Backus nurses’ union reaches deal with hospital over new contract
A union representing more than 400 nurses at Backus Hospital approved by a near-unanimous vote on Wednesday a new, four-year contract that includes pay increases and ends a weeks-long standoff between the hospital and employees that triggered a two-day nurses’ strike.
The Backus Federation of Nurses, part of AFT Connecticut, lined the streets outside of the Norwich hospital for 48 hours, beginning at 7 a.m. on Oct. 13, to demand better wages and other conditions that would help attract and retain workers there. The move was intended to put pressure on hospital leaders, whose talks with the union had dragged on for weeks after the previous contract expired Sept. 1.
The new deal runs through Oct. 21, 2024. The average starting salary for a registered nurse at Backus has been $29.59 per hour. By next month, it will be $31.45, said Sherri Dayton, the union president.
By the third year of the contract, nurses will get an average increase of 12% in their pay, she said.

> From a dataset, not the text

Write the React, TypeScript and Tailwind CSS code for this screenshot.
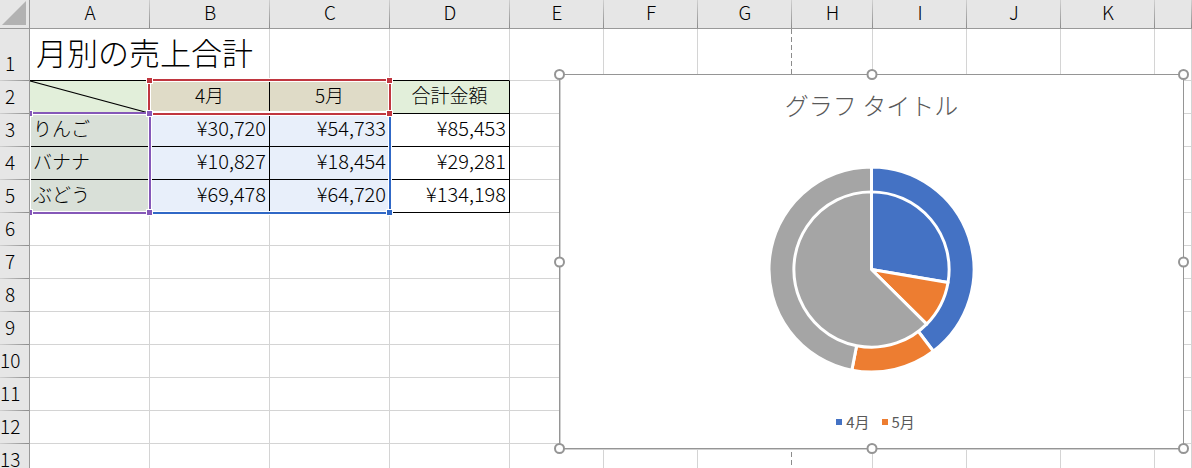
import clsx from "clsx"

type Slice = { color: string; value: number }

const COLUMNS = ["A", "B", "C", "D", "E", "F", "G", "H", "I", "J", "K", "L"]
const EMPTY_ROWS = [6, 7, 8, 9, 10, 11, 12, 13]

const SALES = [
    { row: 3, name: "りんご", april: 30720, may: 54733, color: "#4472c4" },
    { row: 4, name: "バナナ", april: 10827, may: 18454, color: "#ed7d31" },
    { row: 5, name: "ぶどう", april: 69478, may: 64720, color: "#a5a5a5" },
]

const yen = (value: number) => "¥" + value.toLocaleString("en-US")

// Columns E and up hold no data, only grid lines
function EmptyCells({ from = 4 }: { from?: number }) {
    return (
        <>
            {COLUMNS.slice(from).map((col) => (
                <td
                    key={col}
                    className={clsx(
                        "border-b border-[#d4d4d4]",
                        // page break runs along the right side of G
                        col === "G"
                            ? "bg-[repeating-linear-gradient(to_bottom,#8c8c8c_0px_5px,#ffffff_5px_8px)] bg-[length:1px_100%] bg-right bg-no-repeat"
                            : "border-r",
                    )}
                />
            ))}
        </>
    )
}

function RowHeader({ row }: { row: number }) {
    return (
        <th
            scope="row"
            className={clsx(
                "border-r border-[#999999] bg-[#e6e6e6] bg-[linear-gradient(to_right,#d0d0d0,#8c8c8c)] bg-[length:100%_1px] bg-bottom bg-no-repeat p-0 pr-[9px] text-center font-light leading-6",
                row === 1 ? "pb-1.5 align-bottom" : "pb-1 align-middle",
            )}
        >
            {row}
        </th>
    )
}

function Amount({ value, className }: { value: number; className?: string }) {
    return (
        <td className={clsx("border-r border-b border-black p-0 pr-[3px] pb-1 text-right text-xl leading-6", className)}>
            {yen(value)}
        </td>
    )
}

function Sheet() {
    return (
        <table className="w-full table-fixed border-separate border-spacing-0 text-[19px] leading-6 font-light text-black">
            <colgroup>
                <col className="w-[30px]" />
                <col className="w-[120px]" />
                <col className="w-[120px]" />
                <col className="w-[120px]" />
                <col className="w-[120px]" />
                <col className="w-[94px]" />
                <col className="w-[94px]" />
                <col className="w-[94px]" />
                <col className="w-[81px]" />
                <col className="w-[94px]" />
                <col className="w-[94px]" />
                <col className="w-[94px]" />
                <col />
            </colgroup>
            <thead>
                <tr className="h-[29px]">
                    <th className="border-r border-b border-[#999999] bg-[#e6e6e6] p-0">
                        <svg viewBox="0 0 29 28" className="block h-7 w-full" aria-hidden="true">
                            <path d="M26 1V25H2Z" fill="#b2b2b2" />
                        </svg>
                    </th>
                    {COLUMNS.map((col) => (
                        <th
                            key={col}
                            scope="col"
                            className="border-b border-[#999999] bg-[#e6e6e6] bg-[linear-gradient(to_bottom,#d0d0d0,#8c8c8c)] bg-[length:1px_100%] bg-right bg-no-repeat p-0 pb-1 font-light"
                        >
                            {col !== "L" && col}
                        </th>
                    ))}
                </tr>
            </thead>
            <tbody>
                <tr className="h-[52px]">
                    <RowHeader row={1} />
                    <td
                        colSpan={2}
                        className="border-r border-b border-r-[#d4d4d4] border-b-black p-0 pb-1.5 pl-1.5 text-[31px] leading-10 whitespace-nowrap"
                    >
                        月別の売上合計
                    </td>
                    <td className="border-r border-b border-r-[#d4d4d4] border-b-black" />
                    <td className="border-r border-b border-r-[#d4d4d4] border-b-black" />
                    <EmptyCells />
                </tr>
                <tr className="h-[33px]">
                    <RowHeader row={2} />
                    <td className="border-r border-b border-black bg-[#e2efda] p-0">
                        <svg
                            viewBox="0 0 119 32"
                            preserveAspectRatio="none"
                            className="block h-8 w-full"
                            aria-hidden="true"
                        >
                            <path d="M0 0L119 32" stroke="#000000" strokeWidth="1.2" />
                        </svg>
                    </td>
                    <td className="border-r border-b border-black bg-[#dfdbc7] p-0 pb-1 text-center">4月</td>
                    <td className="border-r border-b border-black bg-[#dfdbc7] p-0 pb-1 text-center">5月</td>
                    <td className="border-r border-b border-black bg-[#e2efda] p-0 pb-1 text-center">合計金額</td>
                    <EmptyCells />
                </tr>
                {SALES.map((item) => (
                    <tr key={item.row} className="h-[33px]">
                        <RowHeader row={item.row} />
                        <td className="border-r border-b border-black bg-[#d9e0d8] p-0 pb-1 pl-[3px]">
                            {item.name}
                        </td>
                        <Amount value={item.april} className="bg-[#e8effa]" />
                        <Amount value={item.may} className="bg-[#e8effa]" />
                        <Amount value={item.april + item.may} />
                        <EmptyCells />
                    </tr>
                ))}
                {EMPTY_ROWS.map((row) => (
                    <tr key={row} className="h-[33px]">
                        <RowHeader row={row} />
                        <EmptyCells from={0} />
                    </tr>
                ))}
            </tbody>
        </table>
    )
}

// Coloured frames around the cells that feed the chart
function RangeFrames() {
    return (
        <div className="pointer-events-none" aria-hidden="true">
            {/* B3:C5 values */}
            <div className="absolute top-[112px] left-[149px] h-[102px] w-[242px] border-2 border-[#3068c6] outline outline-white">
                <div className="size-full border border-white" />
                <span className="absolute -right-1 -bottom-1 size-[7px] border border-white bg-[#3068c6]" />
            </div>
            {/* B2:C2 series names */}
            <div className="absolute top-[79px] left-[148px] h-9 w-[243px] border-2 border-[#c0363f] outline outline-white">
                <div className="size-full border border-white" />
                <span className="absolute -top-1 -left-1 size-[7px] border border-white bg-[#c0363f]" />
                <span className="absolute -top-1 -right-1 size-[7px] border border-white bg-[#c0363f]" />
                <span className="absolute -right-1 -bottom-1 size-[7px] border border-white bg-[#c0363f]" />
            </div>
            {/* A3:A5 categories */}
            <div className="absolute top-[112px] left-[30px] h-[102px] w-[121px] border-2 border-l-0 border-[#8558b8]">
                <div className="size-full border border-white" />
                <span className="absolute -top-1 left-0 h-[7px] w-[3px] border border-l-0 border-white bg-[#8558b8]" />
                <span className="absolute -bottom-1 left-0 h-[7px] w-[3px] border border-l-0 border-white bg-[#8558b8]" />
                <span className="absolute -top-1 -right-1 size-[7px] border border-white bg-[#8558b8]" />
                <span className="absolute -right-1 -bottom-1 size-[7px] border border-white bg-[#8558b8]" />
            </div>
        </div>
    )
}

function PieRing({ slices, radius }: { slices: Slice[]; radius: number }) {
    const total = slices.reduce((sum, s) => sum + s.value, 0)
    const point = (share: number) => {
        const angle = share * Math.PI * 2
        return `${104 + radius * Math.sin(angle)} ${104 - radius * Math.cos(angle)}`
    }
    let start = 0

    return (
        <g stroke="#ffffff" strokeWidth="3" strokeLinejoin="round">
            {slices.map((s) => {
                const end = start + s.value / total
                const large = end - start > 0.5 ? 1 : 0
                const d = `M104 104L${point(start)}A${radius} ${radius} 0 ${large} 1 ${point(end)}Z`
                start = end
                return <path key={s.color} d={d} fill={s.color} />
            })}
        </g>
    )
}

const HANDLES = [
    "-top-1.5 -left-1.5",
    "-top-1.5 left-1/2 -translate-x-1/2",
    "-top-1.5 -right-1.5",
    "top-1/2 -left-1.5 -translate-y-1/2",
    "top-1/2 -right-1.5 -translate-y-1/2",
    "-bottom-1.5 -left-1.5",
    "-bottom-1.5 left-1/2 -translate-x-1/2",
    "-right-1.5 -bottom-1.5",
]

function Chart() {
    return (
        <section
            aria-labelledby="chart-title"
            className="absolute top-[74px] left-[559px] flex h-[375px] w-[625px] flex-col items-center justify-between border border-[#959595] bg-white pt-2.5 pb-3.5 text-[#595959] shadow-[0_1px_0_#d0d0d0,inset_1px_0_0_#d0d0d0]"
        >
            <h2 id="chart-title" className="text-2xl leading-10 font-light">
                グラフ タイトル
            </h2>
            <svg viewBox="0 0 208 208" className="mt-1 size-[207px]" role="img" aria-labelledby="chart-title">
                <PieRing slices={SALES.map((s) => ({ color: s.color, value: s.may }))} radius={103} />
                <PieRing slices={SALES.map((s) => ({ color: s.color, value: s.april }))} radius={78} />
            </svg>
            <ul className="flex gap-3 pl-2 text-[15px] leading-6">
                <li className="flex items-center gap-1">
                    <span className="size-1.5 bg-[#4472c4]" />
                    4月
                </li>
                <li className="flex items-center gap-1">
                    <span className="size-1.5 bg-[#ed7d31]" />
                    5月
                </li>
            </ul>
            {HANDLES.map((place) => (
                <span
                    key={place}
                    className={clsx("absolute size-[11px] rounded-full border-2 border-[#959595] bg-white", place)}
                />
            ))}
        </section>
    )
}

export default function App() {
    return (
        <main className="relative h-screen overflow-hidden bg-white font-['Noto_Sans_CJK_JP',sans-serif]">
            <Sheet />
            <RangeFrames />
            <Chart />
        </main>
    )
}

During the fourth year, it will be 14%.
Wage increases were a sticking point in the negotiations. An earlier proposal by Backus administrators would have left nurses earning an average of 14% less than their counterparts at Windham Hospital and 16% less than nurses at Lawrence + Memorial Hospital – two hospitals that are near Backus, Dayton has said.

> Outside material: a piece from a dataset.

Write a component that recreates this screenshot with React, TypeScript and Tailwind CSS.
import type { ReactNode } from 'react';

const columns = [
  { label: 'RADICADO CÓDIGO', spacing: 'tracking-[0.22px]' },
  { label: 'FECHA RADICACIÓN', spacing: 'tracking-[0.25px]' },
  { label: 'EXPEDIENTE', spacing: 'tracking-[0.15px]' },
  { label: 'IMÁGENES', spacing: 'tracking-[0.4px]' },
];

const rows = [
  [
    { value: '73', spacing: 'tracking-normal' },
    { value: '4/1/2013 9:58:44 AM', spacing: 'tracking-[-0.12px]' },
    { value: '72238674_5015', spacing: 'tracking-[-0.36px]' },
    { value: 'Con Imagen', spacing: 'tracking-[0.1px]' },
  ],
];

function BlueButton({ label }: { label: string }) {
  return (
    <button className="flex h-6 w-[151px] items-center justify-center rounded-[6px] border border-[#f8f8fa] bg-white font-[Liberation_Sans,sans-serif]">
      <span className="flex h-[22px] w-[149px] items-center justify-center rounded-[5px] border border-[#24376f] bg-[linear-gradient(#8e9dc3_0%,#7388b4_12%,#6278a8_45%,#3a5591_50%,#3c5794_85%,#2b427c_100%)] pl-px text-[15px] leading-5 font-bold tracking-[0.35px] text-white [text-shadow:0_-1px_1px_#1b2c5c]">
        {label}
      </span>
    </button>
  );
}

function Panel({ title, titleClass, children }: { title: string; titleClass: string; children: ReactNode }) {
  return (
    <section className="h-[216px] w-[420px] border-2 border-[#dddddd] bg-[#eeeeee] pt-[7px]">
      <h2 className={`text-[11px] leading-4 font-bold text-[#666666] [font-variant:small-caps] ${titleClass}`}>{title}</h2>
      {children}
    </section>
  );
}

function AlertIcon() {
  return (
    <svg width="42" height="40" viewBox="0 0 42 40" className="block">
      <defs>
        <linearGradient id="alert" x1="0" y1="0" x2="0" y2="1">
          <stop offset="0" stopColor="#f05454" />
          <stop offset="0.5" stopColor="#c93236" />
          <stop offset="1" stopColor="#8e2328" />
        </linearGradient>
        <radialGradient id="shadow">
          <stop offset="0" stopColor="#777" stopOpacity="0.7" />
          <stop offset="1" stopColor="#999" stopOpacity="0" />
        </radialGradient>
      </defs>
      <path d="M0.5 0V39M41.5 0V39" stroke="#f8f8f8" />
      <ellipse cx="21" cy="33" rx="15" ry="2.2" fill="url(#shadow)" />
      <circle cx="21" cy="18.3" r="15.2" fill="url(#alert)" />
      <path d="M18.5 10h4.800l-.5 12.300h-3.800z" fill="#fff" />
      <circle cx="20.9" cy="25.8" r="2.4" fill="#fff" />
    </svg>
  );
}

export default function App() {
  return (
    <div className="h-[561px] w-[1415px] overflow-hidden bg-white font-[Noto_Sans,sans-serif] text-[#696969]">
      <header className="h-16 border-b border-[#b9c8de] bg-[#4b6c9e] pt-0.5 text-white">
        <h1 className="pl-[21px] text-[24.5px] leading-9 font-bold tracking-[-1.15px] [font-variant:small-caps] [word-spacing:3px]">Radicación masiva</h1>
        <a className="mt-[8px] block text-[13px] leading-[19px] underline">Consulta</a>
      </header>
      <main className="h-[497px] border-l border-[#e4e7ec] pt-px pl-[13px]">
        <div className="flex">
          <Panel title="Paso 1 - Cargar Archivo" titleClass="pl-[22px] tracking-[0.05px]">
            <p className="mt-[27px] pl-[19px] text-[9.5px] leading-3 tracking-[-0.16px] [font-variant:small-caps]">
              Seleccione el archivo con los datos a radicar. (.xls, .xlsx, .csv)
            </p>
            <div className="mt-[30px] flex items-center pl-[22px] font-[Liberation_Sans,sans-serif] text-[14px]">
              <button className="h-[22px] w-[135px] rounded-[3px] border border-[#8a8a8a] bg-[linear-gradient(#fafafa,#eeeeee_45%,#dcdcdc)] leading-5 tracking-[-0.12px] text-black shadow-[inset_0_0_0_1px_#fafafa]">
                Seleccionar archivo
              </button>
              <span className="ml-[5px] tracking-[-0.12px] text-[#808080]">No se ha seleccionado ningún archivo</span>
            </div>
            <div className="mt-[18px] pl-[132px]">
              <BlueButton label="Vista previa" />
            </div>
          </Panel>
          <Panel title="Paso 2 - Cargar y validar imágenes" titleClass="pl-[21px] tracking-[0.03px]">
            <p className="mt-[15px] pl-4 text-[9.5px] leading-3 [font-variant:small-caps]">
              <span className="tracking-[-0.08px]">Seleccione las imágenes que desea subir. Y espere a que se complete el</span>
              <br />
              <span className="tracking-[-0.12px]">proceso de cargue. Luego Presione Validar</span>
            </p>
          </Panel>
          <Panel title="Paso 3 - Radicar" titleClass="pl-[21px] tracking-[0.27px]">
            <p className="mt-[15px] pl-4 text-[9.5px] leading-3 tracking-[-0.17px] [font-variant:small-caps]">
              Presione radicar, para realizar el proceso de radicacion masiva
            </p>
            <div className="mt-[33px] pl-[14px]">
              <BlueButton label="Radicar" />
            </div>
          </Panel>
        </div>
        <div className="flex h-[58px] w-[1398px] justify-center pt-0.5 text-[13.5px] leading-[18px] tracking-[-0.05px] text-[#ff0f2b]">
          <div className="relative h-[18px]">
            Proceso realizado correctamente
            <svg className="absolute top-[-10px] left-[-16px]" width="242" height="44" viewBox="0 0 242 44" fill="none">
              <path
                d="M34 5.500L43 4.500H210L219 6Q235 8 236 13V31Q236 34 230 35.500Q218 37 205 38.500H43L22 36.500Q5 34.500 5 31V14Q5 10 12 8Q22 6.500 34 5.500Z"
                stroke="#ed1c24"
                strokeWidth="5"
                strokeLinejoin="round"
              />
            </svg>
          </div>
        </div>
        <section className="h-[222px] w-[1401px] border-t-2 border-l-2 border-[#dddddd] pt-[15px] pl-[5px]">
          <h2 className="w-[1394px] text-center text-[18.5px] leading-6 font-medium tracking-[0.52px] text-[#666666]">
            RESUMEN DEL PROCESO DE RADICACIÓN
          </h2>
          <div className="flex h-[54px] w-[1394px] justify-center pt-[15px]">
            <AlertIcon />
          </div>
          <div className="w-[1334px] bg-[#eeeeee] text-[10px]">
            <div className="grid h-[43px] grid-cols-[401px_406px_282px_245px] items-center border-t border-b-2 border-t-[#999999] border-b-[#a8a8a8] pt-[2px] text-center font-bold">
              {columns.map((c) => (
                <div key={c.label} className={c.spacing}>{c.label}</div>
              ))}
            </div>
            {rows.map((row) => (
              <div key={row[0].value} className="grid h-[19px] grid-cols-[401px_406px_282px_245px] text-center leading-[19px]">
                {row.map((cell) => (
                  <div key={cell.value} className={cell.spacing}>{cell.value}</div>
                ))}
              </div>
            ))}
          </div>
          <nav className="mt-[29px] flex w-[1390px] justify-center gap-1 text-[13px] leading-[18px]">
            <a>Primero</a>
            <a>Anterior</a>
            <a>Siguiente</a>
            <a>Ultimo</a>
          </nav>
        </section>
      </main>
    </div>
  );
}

The new contract “is definitely going to help with recruiting and retention, and it’s definitely going to help with staffing issues,” she said Thursday. “It’s not going to fix the problem overnight, but there’s now a light at the end of the tunnel.”
Backus has struggled in recent years with frequent employee turnover. Nurses have also complained about having to recycle personal protective gear such as masks during the pandemic.
As part of the new agreement, Hospital leaders have committed to providing one new N95 mask and one new surgical mask for each nurse during every shift, the union said. The N95 masks are used around patients that have tested positive for COVID-19.
“I can tell you there are a lot of happy nurses because of that,” Dayton said. “We no longer have to keep our old masks in brown paper bags. It’s a huge win.”
Donna Handley, president of Backus, called the new deal “fair and reasonable.”
“We are pleased that our nurses have voted in favor of a new, four-year contract,” she said in a statement Thursday. “Together, we and the nurses’ union reached a fair and reasonable agreement that will allow us to retain and attract the best nurses. We are eager to move ahead, and work together to continue providing safe, quality care for our community.”